Nel libro gli autori raccontano storie di riciclaggio e infatti, prosegue Gentili «sapere con chi si ha a che fare è fondamentale per tre questioni centrali. La prima è appunto il contrasto al riciclaggio, la seconda è il conflitto di interesse che può nascere tra pezzi dell'amministrazione comunale e le società private e per ultimo, come ha scritto il Comitato antimafia, conoscere il profilo professionale e reputazionale delle persone che abbiamo di fronte, anche per capire se esistono eventuali cartelli tra imprese». E qui rientra il tema dei travasi di società: tre aziende apparentemente diverse fanno tre proposte e partecipano a una gara pubblica attraverso un sistema di scatole cinesi, dietro le quali però si nasconde una sola testa. In un contesto simile il rischio riciclaggio è alto, per questo Milano ha scelto di segnalare tutti i soggetti che rifiutano di indicare chi paga, non potendo al momento escluderli. La questione è esplosa anche recentemente di fronte alla richiesta dell’amministrazione di sapere chi c’è dietro i capitali di Milan e Inter per la costruzione del nuovo stadio. «Noi per esempio parliamo con Paolo Scaroni – spiega Gentili – ma Scaroni è il presidente del Milan, non è il proprietario del Milan. Parliamo col fondo Elliott Management Corporation, è questo il proprietario del Milan...? Adesso pare che il titolare effettivo sia effettivamente Paul Singer che è il fondatore di Elliot, però poi il titolare effettivo non è chi costituisce il fondo ma chi ci mette i soldi perché il fondo esista».

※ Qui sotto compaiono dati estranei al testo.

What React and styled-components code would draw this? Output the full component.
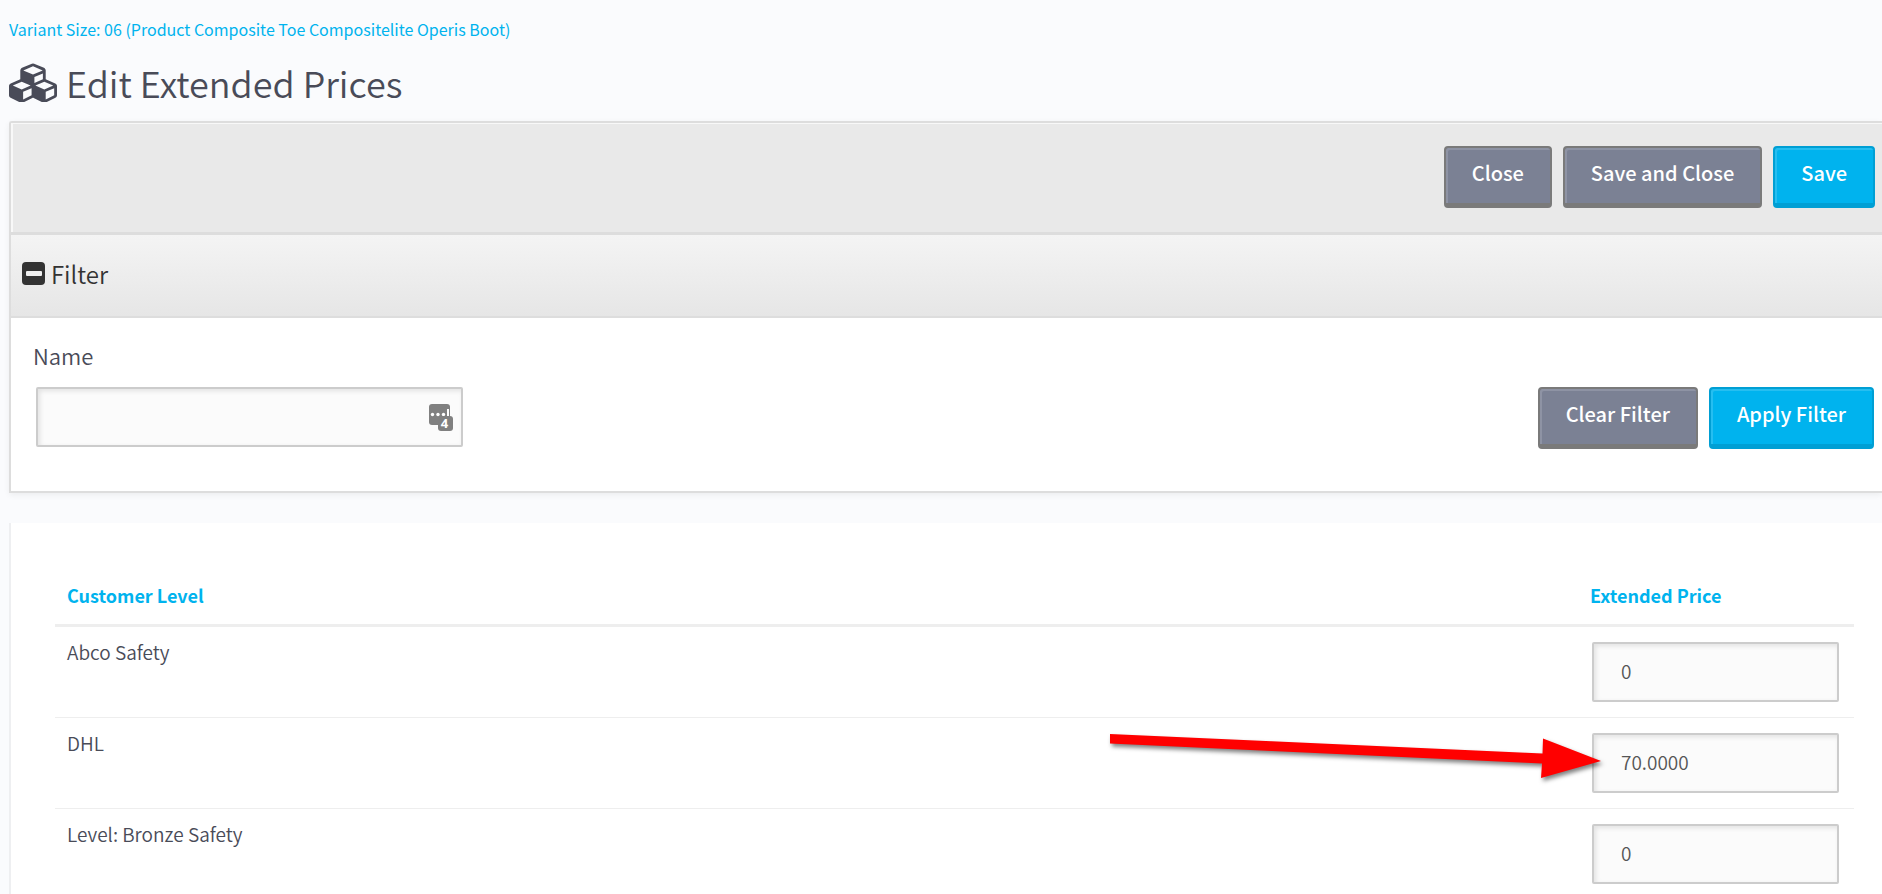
import { useState } from "react";
import styled, { createGlobalStyle } from "styled-components";

const GlobalStyle = createGlobalStyle`
  * {
    box-sizing: border-box;
  }

  html {
    scrollbar-width: none;
  }

  body {
    margin: 0;
    background-color: #fafbfd;
    color: #494b58;
    font-family: "Source Sans Pro", "Noto Sans CJK JP", sans-serif;
    font-size: 19px;
    font-weight: 350;
    line-height: 24px;
  }
`;

const Page = styled.main`
  padding: 17px 0 0 9px;
`;

const Breadcrumb = styled.a`
  display: block;
  color: #00b3ee;
  font-size: 16px;
  font-weight: 400;
  text-decoration: none;
`;

const Title = styled.h1`
  display: flex;
  align-items: center;
  gap: 9px;
  height: 54px;
  margin: 14px 0 12px;
  font-size: 36px;
  font-weight: 350;
  line-height: 54px;
`;

const Panel = styled.section`
  border: 2px solid #ddd;
  border-right: none;
  border-top-left-radius: 3px;
  background-color: #fff;
  box-shadow: 0 2px 6px rgba(0, 0, 0, 0.06);
`;

const Toolbar = styled.div`
  display: flex;
  justify-content: flex-end;
  gap: 11px;
  padding: 23px 7px 24px;
  border-bottom: 3px solid #ddd;
  background-color: #e9e9e9;
  box-shadow: inset 2px 1px 0 #f8f8f8;
`;

const Button = styled.button`
  height: 62px;
  padding: 0 26px 6px;
  border: 2px solid ${(props) => (props.$primary ? "#009fd4" : "#7a7a7a")};
  border-bottom-width: 5px;
  border-radius: 4px;
  background-color: ${(props) => (props.$primary ? "#00b3ee" : "#7b8194")};
  box-shadow: inset 2px 2px 0 rgba(255, 255, 255, 0.15);
  color: #fff;
  font-family: inherit;
  font-size: 20px;
  font-weight: 500;
  cursor: pointer;
`;

const FilterHeader = styled.button`
  display: flex;
  align-items: center;
  gap: 6px;
  width: 100%;
  height: 83px;
  padding: 0 11px 4px;
  border: none;
  border-bottom: 2px solid #ddd;
  background: linear-gradient(#f4f4f4, #e6e6e6);
  color: #333;
  font-family: inherit;
  font-size: 24px;
  font-weight: 350;
  text-align: left;
  cursor: pointer;
`;

const FilterForm = styled.form`
  display: flex;
  justify-content: space-between;
  align-items: flex-end;
  padding: 21px 8px 42px 22px;
`;

const FilterLabel = styled.label`
  display: block;
  margin-bottom: 16px;
  font-size: 22px;
  line-height: 32px;
`;

const FieldWrap = styled.div`
  position: relative;
  width: 427px;
  margin: 0 3px 2px;
`;

const TextField = styled.input`
  display: block;
  width: 100%;
  height: 60px;
  padding: 0 27px 4px;
  border: 2px solid #ccc;
  border-radius: 2px;
  background-color: #fbfbfb;
  box-shadow: inset 2px 2px 5px rgba(0, 0, 0, 0.1);
  color: #555;
  font-family: inherit;
  font-size: 19px;
  font-weight: 350;
`;

const FieldBadge = styled.svg`
  position: absolute;
  top: 17px;
  right: 10px;
`;

const ButtonGroup = styled.div`
  display: flex;
  gap: 11px;
`;

const TablePanel = styled.section`
  margin-top: 30px;
  padding: 49px 28px 0 44px;
  border-left: 2px solid #eeeff1;
  background-color: #fff;
`;

const Table = styled.table`
  width: 100%;
  border-collapse: separate;
  border-spacing: 0;
`;

const HeaderCell = styled.th`
  width: ${(props) => props.$width};
  padding: 11px 12px 17px;
  border-bottom: 3px solid #eee;
  color: #00b3ee;
  font-size: 18px;
  font-weight: 700;
  text-align: left;
`;

const Cell = styled.td`
  position: relative;
  padding: 13px 12px 15px;
  border-bottom: 1px solid #eee;
  vertical-align: top;
`;

const PriceWrap = styled.div`
  margin: 2px 3px 0 2px;
`;

const Arrow = styled.svg`
  position: absolute;
  top: 10px;
  left: -470px;
  pointer-events: none;
  filter: drop-shadow(2px 3px 2px rgba(0, 0, 0, 0.5));
`;

function CubesIcon() {
  return (
    <svg width="48" height="40" viewBox="0 -64 2176 1813" aria-hidden="true">
      <path
        fill="currentColor"
        d="M640 1632l384-192v-314l-384 164v342zm-64-454l404-173-404-173-404 173zm1088 454l384-192v-314l-384 164v342zm-64-454l404-173-404-173-404 173zm-448-293l384-165v-266l-384 164v267zm-64-379l441-189-441-189-441 189zm1088 518v416q0 36-19 67t-52 47l-448 224q-25 14-57 14t-57-14l-448-224q-4-2-7-4-2 2-7 4l-448 224q-25 14-57 14t-57-14l-448-224q-33-16-52-47t-19-67v-416q0-38 21.5-70t56.5-48l434-186v-400q0-38 21.5-70t56.5-48l448-192q23-10 50-10t50 10l448 192q35 16 56.5 48t21.5 70v400l434 186q36 16 57 48t21 70z"
      />
    </svg>
  );
}

function CollapseIcon() {
  return (
    <svg width="23" height="23" viewBox="0 0 23 23" aria-hidden="true">
      <rect width="23" height="23" rx="4" fill="#333" />
      <rect x="4" y="9" width="16" height="5" rx="1" fill="#efefef" />
    </svg>
  );
}

function PasswordBadge() {
  return (
    <FieldBadge width="24" height="28" viewBox="0 0 24 28" aria-hidden="true">
      <rect width="21" height="21" rx="3" fill="#808080" />
      <circle cx="3.5" cy="10.5" r="1.7" fill="#fff" />
      <circle cx="9" cy="10.5" r="1.7" fill="#fff" />
      <circle cx="14.5" cy="10.5" r="1.7" fill="#fff" />
      <rect x="18" y="5" width="2" height="8" fill="#fff" />
      <rect x="9" y="12" width="15" height="15" rx="3" fill="#808080" />
      <text
        x="15.5"
        y="24"
        fill="#fff"
        fontFamily="Open Sans, sans-serif"
        fontSize="13"
        fontWeight="700"
        textAnchor="middle"
      >
        4
      </text>
    </FieldBadge>
  );
}

function PriceArrow() {
  return (
    <Arrow width="500" height="60" viewBox="0 0 500 60" aria-hidden="true">
      <path
        fill="#f00"
        d="M2 6L434.500 25.500L435 10.500L493 33L433 50L434 35.500L2 15.500Z"
      />
    </Arrow>
  );
}

const levels = [
  { id: "abco", name: "Abco Safety", price: "0" },
  { id: "dhl", name: "DHL", price: "70.0000", marked: true },
  { id: "bronze", name: "Level: Bronze Safety", price: "0" },
];

function App() {
  const [open, setOpen] = useState(true);
  return (
    <>
      <GlobalStyle />
      <Page>
        <Breadcrumb href="#variant">
          Variant Size: 06 (Product Composite Toe Compositelite Operis Boot)
        </Breadcrumb>
        <Title>
          <CubesIcon />
          Edit Extended Prices
        </Title>
        <Panel>
          <Toolbar>
            <Button type="button">Close</Button>
            <Button type="button">Save and Close</Button>
            <Button type="button" $primary>
              Save
            </Button>
          </Toolbar>
          <FilterHeader
            type="button"
            aria-expanded={open}
            onClick={() => setOpen(!open)}
          >
            <CollapseIcon />
            Filter
          </FilterHeader>
          {open && (
            <FilterForm onSubmit={(e) => e.preventDefault()}>
              <div>
                <FilterLabel htmlFor="name">Name</FilterLabel>
                <FieldWrap>
                  <TextField id="name" type="text" />
                  <PasswordBadge />
                </FieldWrap>
              </div>
              <ButtonGroup>
                <Button type="reset">Clear Filter</Button>
                <Button type="submit" $primary>
                  Apply Filter
                </Button>
              </ButtonGroup>
            </FilterForm>
          )}
        </Panel>
        <TablePanel>
          <Table>
            <thead>
              <tr>
                <HeaderCell>Customer Level</HeaderCell>
                <HeaderCell $width="276px">Extended Price</HeaderCell>
              </tr>
            </thead>
            <tbody>
              {levels.map((level) => (
                <tr key={level.id}>
                  <Cell>
                    <label htmlFor={level.id}>{level.name}</label>
                  </Cell>
                  <Cell>
                    <PriceWrap>
                      <TextField
                        id={level.id}
                        type="text"
                        defaultValue={level.price}
                      />
                    </PriceWrap>
                    {level.marked && <PriceArrow />}
                  </Cell>
                </tr>
              ))}
            </tbody>
          </Table>
        </TablePanel>
      </Page>
    </>
  );
}

export default App;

Il problema delle strutture societarie opache va ben al di là dell’esempio appena fatto. Negli ultimi sei anni sulla piazza di Milano è transitato oltre 1miliardo di euro di denaro sporco riconducibile a riciclaggio mafioso, finanziamento al terrorismo, evasione e corruzione. Tra il 2014 e il 2020 il Comune ha effettuato 24 segnalazioni all’Unità di informazione finanziaria di Banca d’Italia, per 336 operazioni sospette del valore di 177.179.744,50 di euro. «Nel momento in cui la nostra controparte ha una struttura societaria opaca e non riusciamo a individuare il titolare effettivo, questa opacità è nei fatti un indicatore di un’operazione a rischio riciclaggio. E quindi nel momento in cui noi non possiamo escluderlo, perché Anac ci dice che non possiamo farlo, nel frattempo ti segnaliamo come azienda che sta facendo operazioni a rischio riciclaggio». I numeri parlano di un rischio più che concreto. «All’atto pratico – dati della Commissione Antimafia di Milano alla mano – le segnalazioni hanno comportato l’analisi di 5.624 operazioni economiche riguardanti, direttamente o indirettamente, 1.671 società, di cui 234 segnalate e 3.002 persone fisiche, delle quali 217 segnalate».

Secondo i dati raccolti la movimentazione di denaro analizzata «fa emergere in prevalenza un ciclo chiuso con ritorno al punto di origine al termine del fittizio giro di compravendite». Un altro elemento rilevato è che raramente si riescono a intercettare operazioni in corso, con la conseguenza di scoprire le carte a partita conclusa. Questo sistema opaco, che evidenzia solo in un secondo momento la rete e gli intrecci sotterranei, mina nel profondo la possibilità di una sana concorrenza di mercato. Il paradosso è che spesso negli ambienti economici di riferimento circola la bizzarra idea che più controlli vengono fatti, più si scoraggiano gli investimenti. Ma questo ragionamento «non può funzionare. Dovrebbero essere, per assurdo, le stesse associazioni di categoria dei costruttori, degli imprenditori, degli immobiliaristi a chiedere con forza la pratica del titolare effettivo, visto che sicuramente subiscono la concorrenza di operazioni di riciclaggio. Ora speriamo solo che Anac capisca che escludere una società che non dichiara il titolare effettivo è legittimo».